Citigroup has so far come off looking good in how it has fought off its website breach — 99% of its cardholders were unaffected, and a recent New York Times story portrayed Citi as the victim of "a team of sophisticated thieves" — but the approach of Citi's foes wasn't all that sophisticated.

The attack, according to the Times, involved replacing some text in the website's address bar to gain access to other users' accounts — a technique that has been well-publicized for years.

In 2002, for example, Barnes & Noble's website had a flaw that allowed users to access one another's accounts by replacing some text in the address bar. It agreed to pay $60,000 in penalties under a 2004 agreement with then-New York Attorney General Eliot Spitzer over this flaw, which the bookseller fixed in August 2002.

According to reports at the time, the Barnes & Noble exposure stemmed from its decision to avoid using cookie files to store user data, instead putting this information in the address bar in plain text.

In a separate incident at AT&T, customers registering new iPhones last year found themselves in each others' accounts by accident.

A Citi spokeswoman declined to provide comment on the specifics of the hack when I emailed her this morning.

TowerGroup's George Tubin said, "a lot of times companies don't test for that [website flaw], and they need to test for that to a pretty deep level … it's kind of a surprise that a company like Citi would have that vulnerability."

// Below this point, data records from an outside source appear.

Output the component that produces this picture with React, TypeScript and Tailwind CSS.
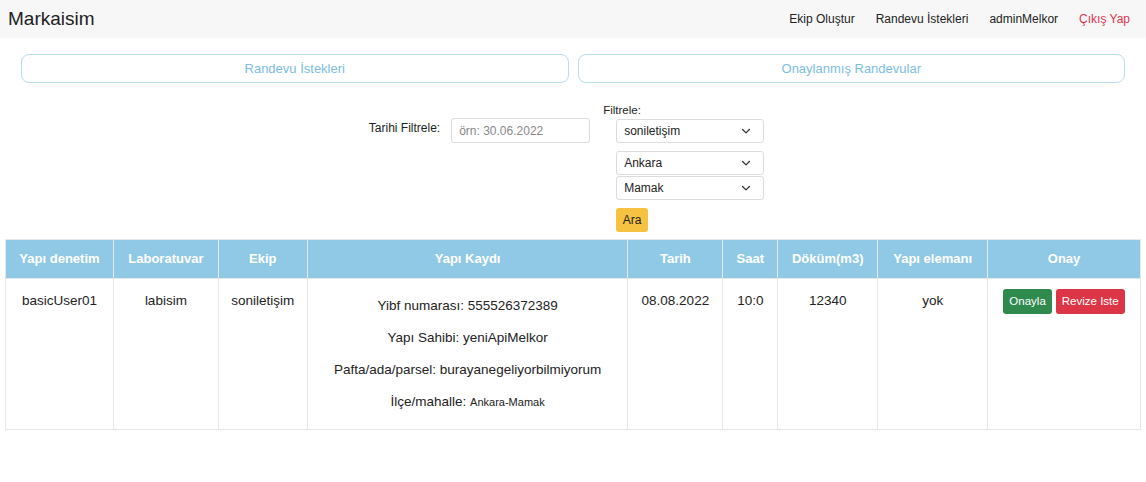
import React from 'react';

const Chevron: React.FC = () => (
  <svg width="10" height="10" viewBox="0 0 16 16" fill="none" stroke="#343a40" strokeWidth="2.2" strokeLinecap="round" strokeLinejoin="round">
    <path d="M2.5 5.5l5.5 5.5 5.5-5.5" />
  </svg>
);

const Select: React.FC<{ value: string; className?: string }> = ({ value, className = '' }) => (
  <div className={`w-[148px] h-[24px] border border-[#dcdcdc] rounded-[3px] bg-white flex items-center justify-between pl-[7px] pr-[12px] text-[12px] text-[#222] ${className}`}>
    <span>{value}</span>
    <Chevron />
  </div>
);

const headers = [
  { label: 'Yapı denetim', w: 'w-[108px]' },
  { label: 'Laboratuvar', w: 'w-[105px]' },
  { label: 'Ekip', w: 'w-[89px]' },
  { label: 'Yapı Kaydı', w: 'w-[321px]' },
  { label: 'Tarih', w: 'w-[95px]' },
  { label: 'Saat', w: 'w-[55px]' },
  { label: 'Döküm(m3)', w: 'w-[100px]' },
  { label: 'Yapı elemanı', w: 'w-[110px]' },
  { label: 'Onay', w: 'w-[153px]' },
];

export default function App() {
  return (
    <div className="min-h-[482px] bg-white font-['Liberation_Sans',Arial,sans-serif] text-[#222]">
      {/* Navbar */}
      <nav className="h-[38px] bg-[#f7f7f7] flex items-center justify-between pl-[8px] pr-[16px]">
        <span className="text-[19px] text-[#222]">Markaisim</span>
        <div className="flex items-center gap-[21px] text-[12px]">
          <span className="text-[#222]">Ekip Oluştur</span>
          <span className="text-[#222]">Randevu İstekleri</span>
          <span className="text-[#222]">adminMelkor</span>
          <span className="text-[#e0334d]">Çıkış Yap</span>
        </div>
      </nav>

      {/* Tab buttons */}
      <div className="flex gap-[9px] px-[21px] mt-[16px]">
        <button className="w-[548px] h-[29px] border border-[#b9dcef] rounded-[8px] text-[13px] text-[#7dbde3] bg-white">Randevu İstekleri</button>
        <button className="w-[548px] h-[29px] border border-[#b9dcef] rounded-[8px] text-[13px] text-[#7dbde3] bg-white">Onaylanmış Randevular</button>
      </div>

      {/* Filters */}
      <div className="flex justify-center mt-[21px]">
        <div className="flex items-start mr-[13px]">
          <span className="text-[12px] text-[#222] mt-[15px] mr-[11px]">Tarihi Filtrele:</span>
          <div className="w-[139px] h-[25px] border border-[#dcdcdc] rounded-[3px] flex items-center px-[7px] text-[12px] text-[#888] mt-[14px] mr-[13px]">örn: 30.06.2022</div>
          <div className="flex flex-col">
            <span className="text-[11.5px] text-[#222] leading-[13px]">Filtrele:</span>
            <div className="ml-[13px] mt-[2px] flex flex-col">
              <Select value="soniletişim" />
              <Select value="Ankara" className="mt-[8px]" />
              <Select value="Mamak" className="mt-[1px]" />
              <button className="mt-[8px] w-[32px] h-[24px] rounded-[3px] bg-[#f6c241] text-[12px] text-[#222]">Ara</button>
            </div>
          </div>
        </div>
      </div>

      {/* Table */}
      <table className="ml-[5px] mt-[7px] w-[1136px] border-collapse text-[13.5px]">
        <thead>
          <tr className="bg-[#90c9e6] h-[39px]">
            {headers.map(h => (
              <th key={h.label} className={`${h.w} border border-[#e2e8ec] text-white font-bold text-[13px] text-center`}>{h.label}</th>
            ))}
          </tr>
        </thead>
        <tbody>
          <tr className="h-[151px] align-top text-center text-[#222]">
            <td className="border border-[#e6e6e6] pt-[12px]">basicUser01</td>
            <td className="border border-[#e6e6e6] pt-[12px]">labisim</td>
            <td className="border border-[#e6e6e6] pt-[12px]">soniletişim</td>
            <td className="border border-[#e6e6e6] pt-[19px]">
              <p className="leading-[16px]">Yibf numarası: 555526372389</p>
              <p className="leading-[16px] mt-[16px]">Yapı Sahibi: yeniApiMelkor</p>
              <p className="leading-[16px] mt-[16px]">Pafta/ada/parsel: burayanegeliyorbilmiyorum</p>
              <p className="leading-[16px] mt-[16px]">İlçe/mahalle: <span className="text-[11px]">Ankara-Mamak</span></p>
            </td>
            <td className="border border-[#e6e6e6] pt-[12px]">08.08.2022</td>
            <td className="border border-[#e6e6e6] pt-[12px]">10:0</td>
            <td className="border border-[#e6e6e6] pt-[12px]">12340</td>
            <td className="border border-[#e6e6e6] pt-[12px]">yok</td>
            <td className="border border-[#e6e6e6] pt-[10px]">
              <div className="flex justify-center gap-[4px]">
                <button className="h-[25px] px-[6px] rounded-[3px] bg-[#2f8a4e] text-white text-[11.5px]">Onayla</button>
                <button className="h-[25px] px-[6px] rounded-[3px] bg-[#dc3545] text-white text-[11.5px]">Revize Iste</button>
              </div>
            </td>
          </tr>
        </tbody>
      </table>
    </div>
  );
}
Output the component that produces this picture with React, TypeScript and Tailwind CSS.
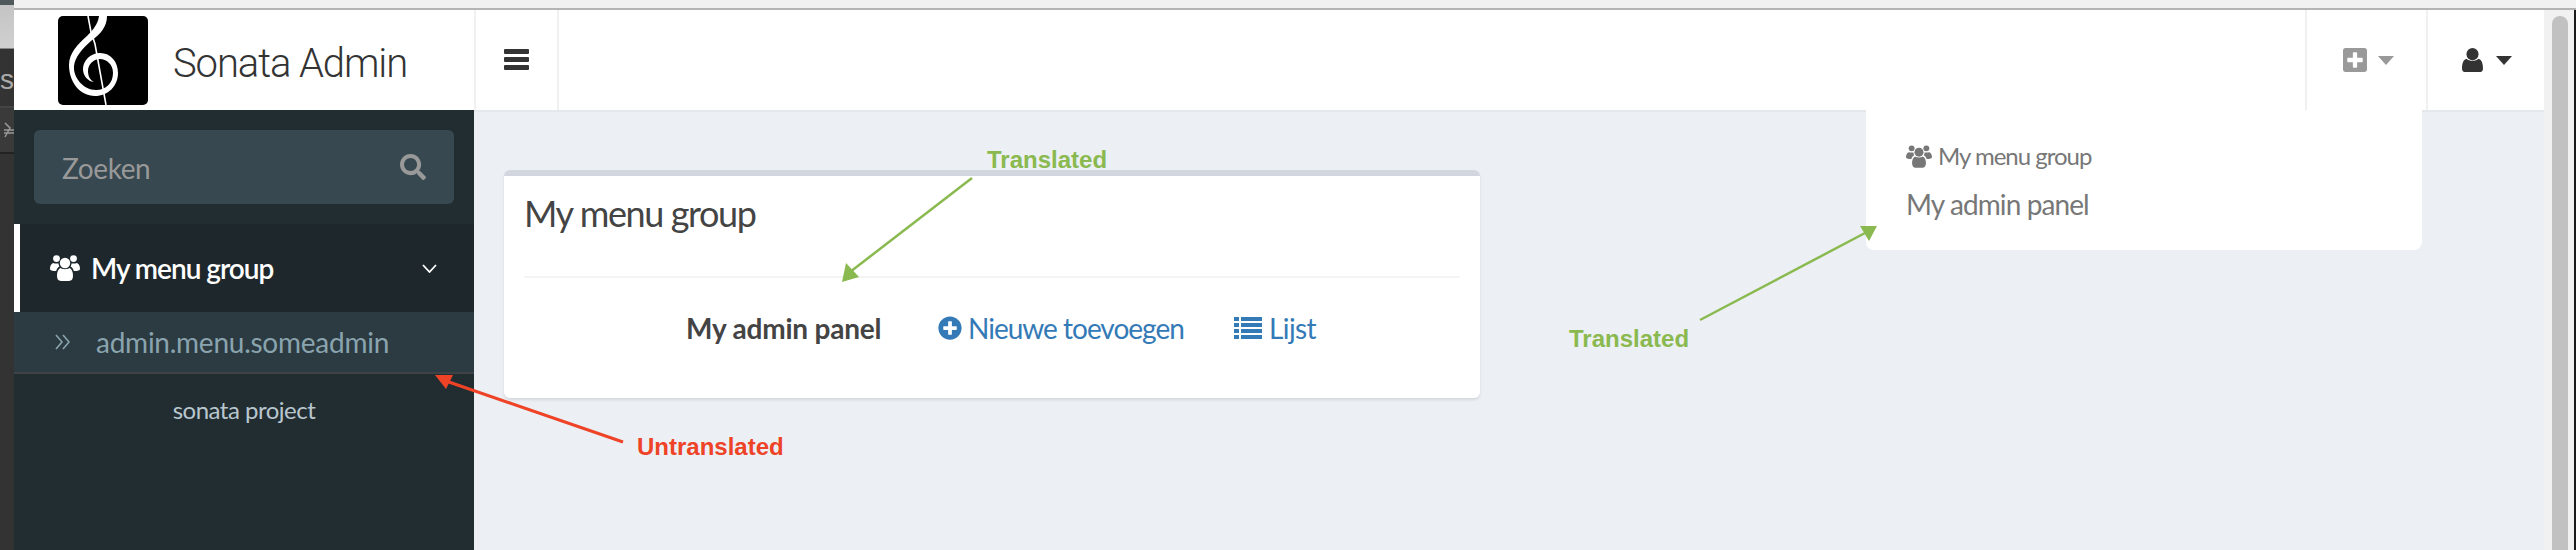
import { FaPlusCircle, FaPlusSquare, FaSearch } from "react-icons/fa";

const font = { sans: "font-['Lato','Noto_Sans',sans-serif]" };

const UsersIcon = ({ className }: { className: string }) => (
  <svg viewBox="0 0 30 26" className={className} fill="currentColor">
    <circle cx="15" cy="8" r="5.2" />
    <circle cx="6.5" cy="3.6" r="3.4" />
    <circle cx="23.5" cy="3.6" r="3.4" />
    <path d="M3 8 C1 9 0 11 0 14 C0 15.5 2 16 6.2 16 C6.8 14 7.8 12.6 9.4 11.6 C8.8 10.4 8.5 9.4 8.5 8.4 C6.5 8.6 5 8.6 3 8 Z" />
    <path d="M27 8 C29 9 30 11 30 14 C30 15.5 28 16 23.8 16 C23.2 14 22.2 12.6 20.6 11.6 C21.2 10.4 21.5 9.4 21.5 8.4 C23.5 8.6 25 8.6 27 8 Z" />
    <path d="M10.5 13 C13 14.6 17 14.6 19.5 13 C21.6 14 23 16.6 23 20.6 C23 24.4 21.4 26 19 26 H11 C8.6 26 7 24.4 7 20.6 C7 16.6 8.4 14 10.5 13 Z" />
  </svg>
);

const UserIcon = ({ className }: { className: string }) => (
  <svg viewBox="0 0 21 24" className={className} fill="currentColor">
    <ellipse cx="10.5" cy="6.2" rx="6" ry="6.2" />
    <path d="M4.6 10.8 C7 13.6 14 13.6 16.4 10.8 C19.4 11.6 21 15 21 20.4 C21 23 19.6 24 17.6 24 H3.4 C1.4 24 0 23 0 20.4 C0 15 1.6 11.6 4.6 10.8 Z" />
  </svg>
);

const ListIcon = ({ className }: { className: string }) => (
  <svg viewBox="0 0 28 22" className={className} fill="currentColor">
    <rect x="0" y="0" width="5" height="4" />
    <rect x="7" y="0" width="21" height="4" />
    <rect x="0" y="6" width="5" height="4" />
    <rect x="7" y="6" width="21" height="4" />
    <rect x="0" y="12" width="5" height="4" />
    <rect x="7" y="12" width="21" height="4" />
    <rect x="0" y="18" width="5" height="4" />
    <rect x="7" y="18" width="21" height="4" />
  </svg>
);

const Caret = ({ className }: { className: string }) => (
  <svg viewBox="0 0 16 9" className={className} fill="currentColor">
    <path d="M0 0 H16 L8 9 Z" />
  </svg>
);

const Logo = () => (
  <svg viewBox="0 0 90 89" className="h-[89px] w-[90px]">
    <rect width="90" height="89" rx="5" fill="#000" />
    <path
      fill="#fff"
      d="M41 0 H49 C49 10 43 18 33 25 C24 33 17 41 16 50 C15 61 25 74 38 74 C48 74 55 67 55 57 C55 48 48 43 42 43 C35 43 30 49 30 55 C30 60 32 64 36 66 C29 65 25 59 25 53 C25 45 32 37 42 37 C53 37 60 46 60 57 C60 70 50 80 37 80 C22 80 11 66 11 49 C11 37 20 28 29 20 C35 14 40 8 41 0 Z"
    />
    <path d="M30 0 L33 16 L37 28 L48 89" stroke="#fff" strokeWidth="1.6" fill="none" />
  </svg>
);

const LeftStrip = () => (
  <div className="flex h-full w-[14px] shrink-0 flex-col overflow-hidden bg-[#333333]">
    <div className="h-[5px] bg-[#4f585b]" />
    <div className="h-[44px] border-b border-[#888888] bg-gradient-to-b from-[#c4c4c4] to-[#d0d0d0]" />
    <div className="flex h-[59px] items-center justify-end border-b-2 border-[#444444] bg-[#333333] pt-[4px]">
      <span className="font-['Liberation_Sans',sans-serif] text-[28px] leading-none text-[#aaaaaa]">ns</span>
    </div>
    <div className="flex h-[46px] items-center justify-end border-b-2 border-[#222222] bg-[#3a3a3a] text-[#999999]">
      <svg viewBox="0 0 10 18" className="h-[18px] w-[10px]" stroke="currentColor" fill="none" strokeWidth="1.5">
        <path d="M0 9 H10 M0 12 H10 M1 2 L6 7 L1 16" />
      </svg>
    </div>
    <div className="flex-1 bg-[#333333]" />
  </div>
);

const Header = () => (
  <header className="flex h-[100px] shrink-0 bg-white">
    <div className="flex w-[460px] shrink-0 items-center pl-[44px]">
      <Logo />
      <span className="ml-[25px] mt-[8px] font-['Roboto',sans-serif] text-[40px] font-light leading-none tracking-[-1.1px] text-[#333333]">
        Sonata Admin
      </span>
    </div>
    <div className="flex w-[85px] items-center justify-center border-x-2 border-[#f0f0f0] pb-[2px]">
      <div className="flex h-[21px] w-[25px] flex-col justify-between">
        <span className="h-[5px] rounded-[1px] bg-[#333333]" />
        <span className="h-[5px] rounded-[1px] bg-[#333333]" />
        <span className="h-[5px] rounded-[1px] bg-[#333333]" />
      </div>
    </div>
    <div className="flex-1" />
    <div className="flex w-[121px] items-center justify-center gap-[11px] border-l-2 border-[#f0f0f0] pl-[4px] text-[#999999]">
      <FaPlusSquare className="h-[28px] w-[24px]" />
      <Caret className="h-[9px] w-[16px]" />
    </div>
    <div className="flex w-[118px] items-center justify-center gap-[13px] border-l-2 border-[#f0f0f0] pl-[2px] text-[#333333]">
      <UserIcon className="h-[24px] w-[21px]" />
      <Caret className="h-[9px] w-[16px]" />
    </div>
  </header>
);

const Sidebar = () => (
  <aside className={`flex h-full w-[460px] shrink-0 flex-col bg-[#222d32] ${font.sans}`}>
    <div className="px-[20px] pt-[20px]">
      <div className="flex h-[74px] items-center justify-between rounded-[6px] bg-[#374850] pl-[28px] pr-[28px]">
        <span className="pt-[2px] text-[28px] tracking-[-0.4px] text-[#999999]">Zoeken</span>
        <FaSearch className="h-[26px] w-[26px] text-[#999999]" />
      </div>
    </div>
    <div className="mt-[20px] flex h-[88px] items-center border-l-[6px] border-white bg-[#1e282c] pl-[30px] pr-[37px] text-white">
      <UsersIcon className="h-[28px] w-[30px]" />
      <span className="ml-[11px] text-[28px] font-semibold tracking-[-1px]">My menu group</span>
      <svg viewBox="0 0 15 9" className="ml-auto h-[9px] w-[15px]" fill="none" stroke="currentColor" strokeWidth="1.8">
        <path d="M1 1 L7.5 8 L14 1" />
      </svg>
    </div>
    <div className="flex h-[62px] items-center border-b-2 border-[#3d4245] bg-[#2c3b41] pl-[41px] text-[#8aa4af]">
      <svg viewBox="0 0 16 16" className="h-[16px] w-[16px]" fill="none" stroke="currentColor" strokeWidth="1.6">
        <path d="M1 1 L7 8 L1 15 M8 1 L14 8 L8 15" />
      </svg>
      <span className="ml-[25px] text-[28px] tracking-[-0.25px]">admin.menu.someadmin</span>
    </div>
    <div className="mt-[16px] text-center text-[24px] leading-[40px] tracking-[-0.5px] text-[#b8c7ce]">sonata project</div>
  </aside>
);

const Card = () => (
  <section className={`h-[228px] w-[976px] rounded-[6px] border-t-[6px] border-[#d2d6de] bg-white px-[20px] shadow-[0_2px_3px_rgba(0,0,0,0.1)] ${font.sans}`}>
    <h3 className="flex h-[100px] items-center pb-[26px] text-[36px] tracking-[-1.4px] text-[#444444]">My menu group</h3>
    <div className="h-[2px] bg-[#f4f4f4]" />
    <div className="flex h-[90px] items-center pb-[20px] pt-[30px] text-[28px]">
      <span className="ml-[162px] w-[252px] font-bold tracking-[-0.2px] text-[#444444]">My admin panel</span>
      <FaPlusCircle className="h-[24px] w-[24px] text-[#337ab7]" />
      <span className="ml-[6px] w-[266px] tracking-[-1px] text-[#337ab7]">Nieuwe toevoegen</span>
      <ListIcon className="h-[22px] w-[28px] text-[#337ab7]" />
      <span className="ml-[7px] tracking-[-0.6px] text-[#337ab7]">Lijst</span>
    </div>
  </section>
);

const Dropdown = () => (
  <div className={`absolute left-[1852px] top-[100px] h-[140px] w-[556px] rounded-b-[8px] bg-white pl-[40px] pt-[29px] text-[#777777] ${font.sans}`}>
    <div className="flex items-center text-[24px] leading-[34px]">
      <UsersIcon className="h-[25px] w-[26px]" />
      <span className="ml-[6px] tracking-[-1px]">My menu group</span>
    </div>
    <div className="mt-[11px] text-[28px] leading-[40px] tracking-[-0.9px]">My admin panel</div>
  </div>
);

const Scrollbar = () => (
  <div className="flex w-[32px] shrink-0">
    <div className="w-[30px] bg-[#f1f1f1] pl-[8px] pt-[6px]">
      <div className="h-full w-[16px] rounded-t-[8px] bg-[#c1c1c1]" />
    </div>
    <div className="flex-1 bg-[#1a1a1a]" />
  </div>
);

const Annotations = () => (
  <>
    <svg viewBox="0 0 2576 550" className="pointer-events-none absolute left-0 top-0 h-[550px] w-[2576px]">
      <path d="M972 178 L850 272" stroke="#8ab94f" strokeWidth="2.5" />
      <path d="M842 282 L846 263 L859 277 Z" fill="#8ab94f" />
      <path d="M1700 320 L1865 233" stroke="#8ab94f" strokeWidth="2.5" />
      <path d="M1877 226 L1860 226 L1869 241 Z" fill="#8ab94f" />
      <path d="M623 442 L446 381" stroke="#ee4326" strokeWidth="3" />
      <path d="M435 375 L453 375 L446 389 Z" fill="#ee4326" />
    </svg>
    <span className="absolute left-[987px] top-[146px] font-['Liberation_Sans',sans-serif] text-[24px] font-bold leading-[28px] text-[#8ab94f]">
      Translated
    </span>
    <span className="absolute left-[1569px] top-[325px] font-['Liberation_Sans',sans-serif] text-[24px] font-bold leading-[28px] text-[#8ab94f]">
      Translated
    </span>
    <span className="absolute left-[637px] top-[433px] font-['Liberation_Sans',sans-serif] text-[24px] font-bold leading-[28px] text-[#ee4326]">
      Untranslated
    </span>
  </>
);

const App = () => (
  <div className="relative flex h-[550px] w-[2576px] overflow-hidden bg-white">
    <LeftStrip />
    <div className="flex min-w-0 flex-1 flex-col">
      <div className="h-[10px] shrink-0 border-b-2 border-[#b4b4b4] bg-[#f1f1f1]" />
      <div className="flex min-h-0 flex-1">
        <div className="relative flex min-w-0 flex-1 flex-col">
          <Header />
          <div className="flex min-h-0 flex-1">
            <Sidebar />
            <main className="flex-1 border-t-2 border-[#e4e7ec] bg-[#ecf0f5] pl-[30px] pt-[58px]">
              <Card />
            </main>
          </div>
          <Dropdown />
        </div>
        <Scrollbar />
      </div>
    </div>
    <Annotations />
  </div>
);

export default App;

Gartner Inc.'s Avivah Litan agrees that the attack on Citi "just doesn't sound that complicated."

Citi likely used a system to detect unusual account activity and stop it, explaining why only 1% of accounts were affected by a flaw that could have reached many more, she said. The only reason hackers got away with the data they did is that their technology moved faster.

"The problem with these [intrusion detection] systems is: they listen in real time, but they don't block in real time," she said.